Выше рассматривалась эволюция разработки и применения законодательных и нормативных актов, призванных регулировать «правовое» положение спецпереселенцев. Однако карательная система работала на противопоставлении поощрения наказанию. С этой целью постоянно эволюционировала и становилась все более усложненной процедура административных и судебных наказаний спецпереселенцев. Последняя развивалась исключительно в форме принятия различного рода инструкций, циркуляров, приказов и других ведомственных нормативных документов, исходивших от карательных органов. Уже в первых инструкциях по управлению спецпоселками (весна – лето 1930 г.) указывалось на необходимость применения санкций к спецпереселенцам, нарушившим правопорядок в спецпоселках, самовольно отлучившимся или ушедшим с работы, а также бежавшим из мест поселения и т. д. При этом комендант поселка должен был опираться на положения уголовного или административного кодексов. За самовольную отлучку или уход с работы наказывали в соответствии с разработанной шкалой санкций (от административных до судебных). Утвержденная 2 августа 1930 г.
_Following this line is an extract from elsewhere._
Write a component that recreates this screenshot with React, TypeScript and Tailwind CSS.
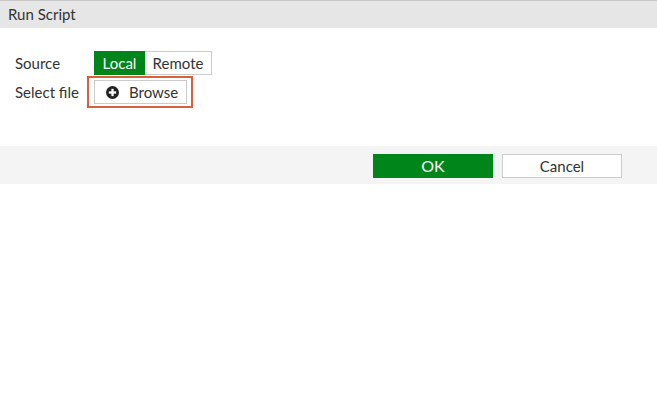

Сибирской краевой комиссией «по расселению и устройству кулаков» инструкция за неявку или отлучку с работ предусматривала сначала предупреждение и занесение проступка в личное дело спецпереселенца, затем зачисление в штрафные команды (по типу лагерной практики) на срок до десяти суток «с назначением на более тяжелые общественные работы, с усилением конвоя, обязательным отчислением 25 % заработка вне зависимости от его размеров, увеличением рабочего дня с 8 до 10 часов». В случае «систематических уходов с работы» виновные могли быть подвергнуты уголовному преследованию: «…после вынесения судебного решения все осужденные снимаются с работ и направляются этапным порядком на дальний север…» [1108]В случае совершения «расселенцами побега и задержания их за пределами комендатуры» против бежавших возбуждалось уголовное преследование по 1-й части ст. 82 УК РСФСР, каравшей за побег из мест поселения или ссылки лишением свободы на срок до трех лет. Дела направлялись на рассмотрение «троек» ПП ОГПУ, т. е. квазисудебных органов.